SET TASK:
Your task is to copy each line that has the word "image".

Start MATERIAL FOR THE TASK

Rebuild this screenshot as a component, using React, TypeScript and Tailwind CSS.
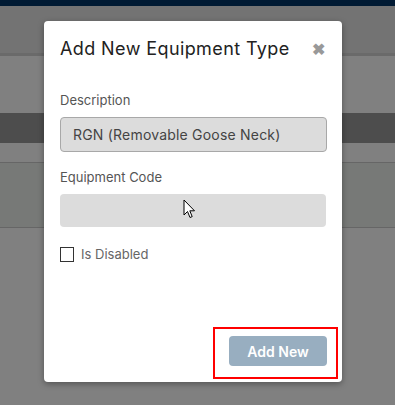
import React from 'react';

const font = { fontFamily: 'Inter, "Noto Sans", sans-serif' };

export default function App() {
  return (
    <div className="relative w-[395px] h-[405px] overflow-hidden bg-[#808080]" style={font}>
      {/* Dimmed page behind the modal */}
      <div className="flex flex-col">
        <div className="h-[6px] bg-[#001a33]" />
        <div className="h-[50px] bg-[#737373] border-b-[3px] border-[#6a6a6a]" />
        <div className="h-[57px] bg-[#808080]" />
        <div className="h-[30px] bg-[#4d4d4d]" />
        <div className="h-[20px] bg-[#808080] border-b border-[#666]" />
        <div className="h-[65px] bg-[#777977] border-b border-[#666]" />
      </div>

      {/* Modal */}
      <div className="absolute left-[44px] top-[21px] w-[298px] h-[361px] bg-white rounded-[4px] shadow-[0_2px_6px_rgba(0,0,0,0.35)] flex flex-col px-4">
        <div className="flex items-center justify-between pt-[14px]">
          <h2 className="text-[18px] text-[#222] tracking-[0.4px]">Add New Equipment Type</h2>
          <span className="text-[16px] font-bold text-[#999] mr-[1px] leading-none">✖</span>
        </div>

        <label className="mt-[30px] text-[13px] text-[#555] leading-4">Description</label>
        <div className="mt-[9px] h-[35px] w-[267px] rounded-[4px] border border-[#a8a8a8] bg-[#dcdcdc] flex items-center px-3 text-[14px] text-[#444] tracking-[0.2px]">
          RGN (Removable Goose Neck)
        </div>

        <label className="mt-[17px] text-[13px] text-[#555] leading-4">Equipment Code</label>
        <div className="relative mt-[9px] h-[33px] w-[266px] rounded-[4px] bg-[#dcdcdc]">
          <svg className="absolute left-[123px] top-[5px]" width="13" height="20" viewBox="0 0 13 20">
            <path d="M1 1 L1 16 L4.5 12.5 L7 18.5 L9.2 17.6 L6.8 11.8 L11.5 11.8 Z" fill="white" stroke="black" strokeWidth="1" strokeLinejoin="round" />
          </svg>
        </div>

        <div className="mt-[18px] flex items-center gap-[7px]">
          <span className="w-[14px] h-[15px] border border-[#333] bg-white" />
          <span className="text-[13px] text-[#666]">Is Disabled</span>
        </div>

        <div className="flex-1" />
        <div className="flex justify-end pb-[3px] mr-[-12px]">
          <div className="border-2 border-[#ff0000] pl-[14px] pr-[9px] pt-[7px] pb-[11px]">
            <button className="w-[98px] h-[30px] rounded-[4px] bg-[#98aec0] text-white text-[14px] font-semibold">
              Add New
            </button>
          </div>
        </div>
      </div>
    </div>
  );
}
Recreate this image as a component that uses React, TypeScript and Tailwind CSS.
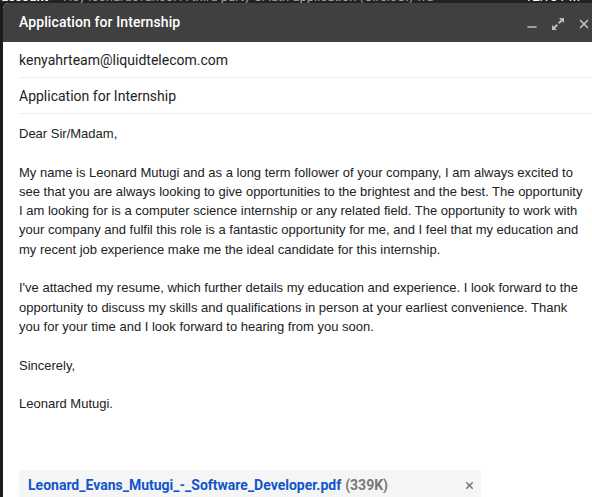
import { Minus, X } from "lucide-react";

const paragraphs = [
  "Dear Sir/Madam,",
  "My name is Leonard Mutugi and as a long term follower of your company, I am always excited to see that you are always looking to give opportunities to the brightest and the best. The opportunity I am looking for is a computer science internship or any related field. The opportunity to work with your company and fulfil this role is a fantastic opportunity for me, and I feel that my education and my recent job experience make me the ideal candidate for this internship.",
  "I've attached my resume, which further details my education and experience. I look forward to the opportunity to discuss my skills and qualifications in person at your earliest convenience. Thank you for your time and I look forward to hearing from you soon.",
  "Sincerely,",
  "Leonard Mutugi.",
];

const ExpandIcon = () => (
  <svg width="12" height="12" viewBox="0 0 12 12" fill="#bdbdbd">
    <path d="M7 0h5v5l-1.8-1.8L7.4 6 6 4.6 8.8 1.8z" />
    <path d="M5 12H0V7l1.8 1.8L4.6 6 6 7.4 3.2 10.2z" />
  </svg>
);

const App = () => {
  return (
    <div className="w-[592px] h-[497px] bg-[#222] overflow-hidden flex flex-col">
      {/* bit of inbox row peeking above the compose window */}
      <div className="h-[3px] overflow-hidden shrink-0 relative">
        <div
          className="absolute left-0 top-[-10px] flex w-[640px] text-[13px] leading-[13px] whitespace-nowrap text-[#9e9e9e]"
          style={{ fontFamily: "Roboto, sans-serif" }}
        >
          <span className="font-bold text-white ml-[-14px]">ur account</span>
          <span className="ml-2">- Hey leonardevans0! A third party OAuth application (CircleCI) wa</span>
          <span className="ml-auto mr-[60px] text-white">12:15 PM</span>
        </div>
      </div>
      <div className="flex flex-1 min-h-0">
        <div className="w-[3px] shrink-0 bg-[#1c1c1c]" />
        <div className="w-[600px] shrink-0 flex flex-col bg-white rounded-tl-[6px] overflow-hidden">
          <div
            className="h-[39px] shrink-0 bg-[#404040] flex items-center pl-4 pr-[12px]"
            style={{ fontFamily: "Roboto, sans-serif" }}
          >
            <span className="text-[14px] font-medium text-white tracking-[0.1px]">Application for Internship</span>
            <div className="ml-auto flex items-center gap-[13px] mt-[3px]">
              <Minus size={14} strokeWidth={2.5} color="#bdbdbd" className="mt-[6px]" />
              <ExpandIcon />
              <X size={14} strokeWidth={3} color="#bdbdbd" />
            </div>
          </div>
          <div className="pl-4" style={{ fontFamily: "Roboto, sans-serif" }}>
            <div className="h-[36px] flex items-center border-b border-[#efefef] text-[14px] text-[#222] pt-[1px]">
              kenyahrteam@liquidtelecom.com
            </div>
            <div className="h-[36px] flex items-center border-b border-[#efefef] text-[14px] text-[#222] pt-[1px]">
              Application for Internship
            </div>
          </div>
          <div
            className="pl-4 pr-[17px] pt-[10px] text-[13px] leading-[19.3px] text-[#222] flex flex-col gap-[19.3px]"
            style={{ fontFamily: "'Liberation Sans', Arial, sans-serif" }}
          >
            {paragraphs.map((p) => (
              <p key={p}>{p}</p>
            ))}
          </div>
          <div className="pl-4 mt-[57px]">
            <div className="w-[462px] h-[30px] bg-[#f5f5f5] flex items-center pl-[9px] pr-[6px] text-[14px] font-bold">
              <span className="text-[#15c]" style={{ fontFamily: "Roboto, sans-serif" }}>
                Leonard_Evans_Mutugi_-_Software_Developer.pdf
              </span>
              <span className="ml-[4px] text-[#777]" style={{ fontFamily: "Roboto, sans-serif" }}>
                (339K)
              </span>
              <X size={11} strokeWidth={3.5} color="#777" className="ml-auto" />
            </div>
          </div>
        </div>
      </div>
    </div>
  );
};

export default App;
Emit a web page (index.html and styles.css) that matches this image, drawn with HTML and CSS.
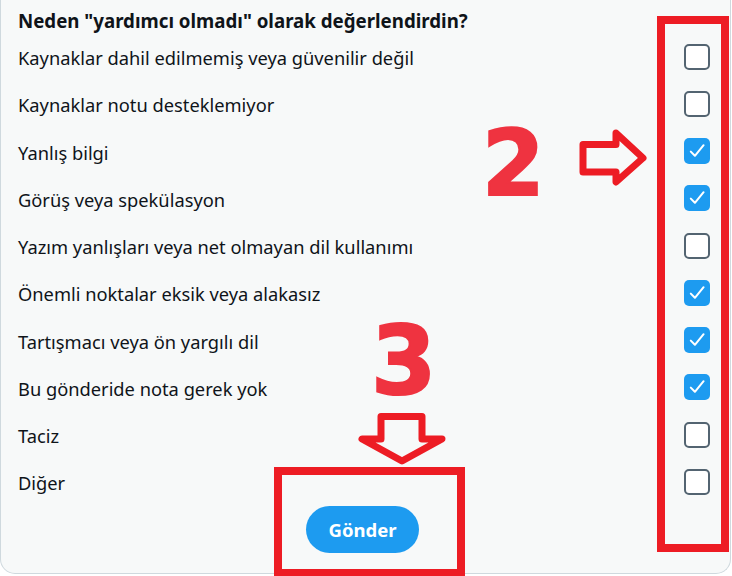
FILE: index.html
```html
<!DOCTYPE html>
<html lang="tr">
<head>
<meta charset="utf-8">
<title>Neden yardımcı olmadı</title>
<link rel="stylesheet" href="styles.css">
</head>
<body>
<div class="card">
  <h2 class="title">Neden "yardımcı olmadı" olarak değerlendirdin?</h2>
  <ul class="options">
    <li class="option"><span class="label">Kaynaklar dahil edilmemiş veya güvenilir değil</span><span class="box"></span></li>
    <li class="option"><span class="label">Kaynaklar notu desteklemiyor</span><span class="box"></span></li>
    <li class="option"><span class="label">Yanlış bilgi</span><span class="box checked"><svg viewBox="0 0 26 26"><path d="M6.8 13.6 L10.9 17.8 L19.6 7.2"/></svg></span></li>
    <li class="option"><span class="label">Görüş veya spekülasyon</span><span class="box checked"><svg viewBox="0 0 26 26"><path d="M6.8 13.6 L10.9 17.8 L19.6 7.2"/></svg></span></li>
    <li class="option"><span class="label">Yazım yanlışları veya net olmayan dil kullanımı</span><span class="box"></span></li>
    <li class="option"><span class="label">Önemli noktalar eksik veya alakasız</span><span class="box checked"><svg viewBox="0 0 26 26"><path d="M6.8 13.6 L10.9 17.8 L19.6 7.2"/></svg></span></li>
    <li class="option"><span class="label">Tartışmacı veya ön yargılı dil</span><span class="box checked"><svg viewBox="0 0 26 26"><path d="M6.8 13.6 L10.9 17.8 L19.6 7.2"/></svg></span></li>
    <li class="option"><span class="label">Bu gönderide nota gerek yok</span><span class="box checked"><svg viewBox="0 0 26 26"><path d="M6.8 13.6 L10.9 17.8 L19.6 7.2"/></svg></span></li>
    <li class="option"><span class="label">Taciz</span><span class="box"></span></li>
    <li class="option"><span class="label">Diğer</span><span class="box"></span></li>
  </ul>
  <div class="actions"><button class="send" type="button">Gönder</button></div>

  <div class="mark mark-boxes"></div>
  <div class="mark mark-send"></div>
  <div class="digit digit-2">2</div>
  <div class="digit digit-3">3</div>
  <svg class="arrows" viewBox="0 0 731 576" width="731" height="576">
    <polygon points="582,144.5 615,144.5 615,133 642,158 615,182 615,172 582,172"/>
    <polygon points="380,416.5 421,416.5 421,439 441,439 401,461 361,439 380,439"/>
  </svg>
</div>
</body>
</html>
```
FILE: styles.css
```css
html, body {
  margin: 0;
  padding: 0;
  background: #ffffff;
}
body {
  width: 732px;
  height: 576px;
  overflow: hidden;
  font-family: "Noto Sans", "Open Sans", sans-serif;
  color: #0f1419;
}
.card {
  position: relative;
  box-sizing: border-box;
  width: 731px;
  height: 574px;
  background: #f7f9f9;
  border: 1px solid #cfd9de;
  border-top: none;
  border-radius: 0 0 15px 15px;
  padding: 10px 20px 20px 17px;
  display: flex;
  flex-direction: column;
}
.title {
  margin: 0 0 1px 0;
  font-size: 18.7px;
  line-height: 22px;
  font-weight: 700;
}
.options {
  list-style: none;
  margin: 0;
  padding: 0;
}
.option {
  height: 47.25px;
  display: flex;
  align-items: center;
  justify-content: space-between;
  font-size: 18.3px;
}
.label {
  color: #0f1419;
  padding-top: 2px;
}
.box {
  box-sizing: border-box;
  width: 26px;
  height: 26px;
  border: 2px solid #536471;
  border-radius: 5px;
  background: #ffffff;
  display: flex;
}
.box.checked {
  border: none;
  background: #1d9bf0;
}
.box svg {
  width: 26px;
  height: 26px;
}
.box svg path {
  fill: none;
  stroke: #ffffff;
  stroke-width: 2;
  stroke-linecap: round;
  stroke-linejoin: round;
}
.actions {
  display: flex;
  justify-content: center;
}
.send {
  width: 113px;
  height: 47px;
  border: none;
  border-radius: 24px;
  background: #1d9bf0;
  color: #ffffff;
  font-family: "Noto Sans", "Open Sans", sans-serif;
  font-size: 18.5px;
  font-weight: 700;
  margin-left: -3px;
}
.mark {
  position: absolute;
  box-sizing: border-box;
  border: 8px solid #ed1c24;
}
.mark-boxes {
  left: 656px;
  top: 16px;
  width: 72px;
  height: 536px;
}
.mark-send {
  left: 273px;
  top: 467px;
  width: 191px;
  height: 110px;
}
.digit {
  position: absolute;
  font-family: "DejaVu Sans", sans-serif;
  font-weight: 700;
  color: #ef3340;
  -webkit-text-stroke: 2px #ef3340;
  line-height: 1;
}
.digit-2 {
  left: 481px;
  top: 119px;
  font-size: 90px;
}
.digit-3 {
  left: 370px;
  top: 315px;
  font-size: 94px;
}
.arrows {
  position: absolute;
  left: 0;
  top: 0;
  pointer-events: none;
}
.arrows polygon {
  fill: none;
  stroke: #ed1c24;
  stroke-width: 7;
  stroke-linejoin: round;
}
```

End MATERIAL FOR THE TASK

OUTPUT OF THE EXERCISE:
Recreate this image as a component that uses React, TypeScript and Tailwind CSS.
Emit a web page (index.html and styles.css) that matches this image, drawn with HTML and CSS.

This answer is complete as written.